In 1999, the market was led by the 'Four Horsemen': Microsoft, Intel, Cisco, and Dell. They were the picks-and-shovels of the internet era. Much like today’s AI darlings, investors believed these companies were invincible because everyone had to buy their hardware to get online. But when the bubble burst, even the 'invincible' Cisco saw its stock price crater by 80%, a level it hasn't truly eclipsed on an inflation-adjusted basis for over two decades.
No discussion of the AI bubble would be complete without a nod to the current King of Hype, Elon Musk. During recent earnings calls and public demos, Elon Musk has begun describing the combination of Tesla’s Optimus humanoid robot and Full Self-Driving (FSD) as an "infinite money glitch."

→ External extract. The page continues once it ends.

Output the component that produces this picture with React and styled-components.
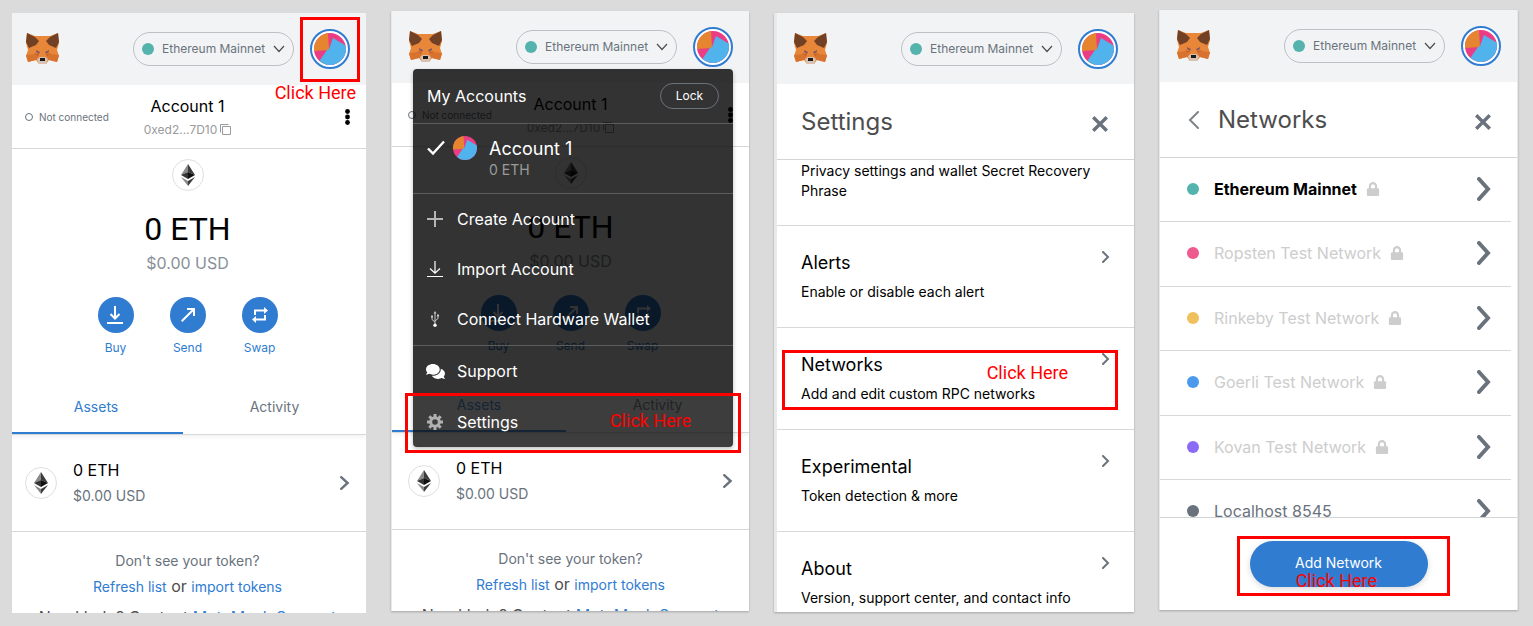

“With AI and robotics you can actually increase the global economy by a factor of 10 or maybe 100. There's not like an obvious limit. [The Telsa Robot] is kind of like an infinite money glitch and maybe there won't even be money in the future, or money, but it might be measured in terms of wattage, like how much power can you bring to bear from an electrical standpoint? So I guess what I'm saying is hang on to your Tesla stock.”
Thanks for the stock tip, Elon.
This sounds a like the predictions being made during dotcom mania. In August of 1998, Time Magazine, which held one of the largest circulations for any weekly news magazine in the world, predicted the end of retail shopping with the headline story "Kiss your mall goodbye."
Only, retail didn't go away. And except for some dips in 2008 and 2020 (for obvious reasons) retail has been on the rise from 1998 on through present day.
Retails sales in the United States from 1992 to 2025. Source.
When the tech "Four Horsemen" collapsed in 2000, capital didn't just evaporate—it moved. Investors fleeing the dotcom wreckage found shelter in three specific places:
• Value & Small Caps. While the NASDAQ was in a freefall, the Russell 2000 Value index actually rose nearly 50% between 2000 and 2002.
• The "Defensive" Fortress. Investors piled into "Old Reliable" sectors—Utilities, Healthcare (Johnson & Johnson), and Consumer Staples (Walmart).
• U.S. Treasuries: In 2000, bonds were the ultimate fire escape. As the Fed slashed rates to cushion the crash, Treasury prices soared, providing a double-digit silver lining for investors.
This is where the 2000 analogy starts to fail us. In the dot-com era, you could hide in "boring" stocks or government debt. Today, the landscape is more complex:
• The Valuation Contagion. Unlike 2000, many "defensive" stocks have already been bid up to premium prices as investors anticipated this slowdown months ago.
• The Treasury Trap. In 2000, the U.S. deficit wasn't a headline-dragger and inflation was tamed. Today, with massive deficits Treasuries may be a dangerous place to seek shelter.
• The Rotation Risk: If the AI giants stumble, the sheer size of their market cap weight means they might pull the "boring" sectors down with them through index fund liquidation—a "forced selling" phenomenon that wasn't nearly as prevalent 25 years ago.
So are we seeing the end of the AI bubble? Quite possibly. But if 2000 taught us anything, it’s that a bubble doesn't pop overnight—it deflates. We are likely in the "show me the money" phase. In 2001, the internet was real, but it took a decade for the business models to catch up to the hype.
AI is real, too. But the bridge between "cool demo" and "bottom-line profit" will almost certainly be a longer walk than the stock market currently expects.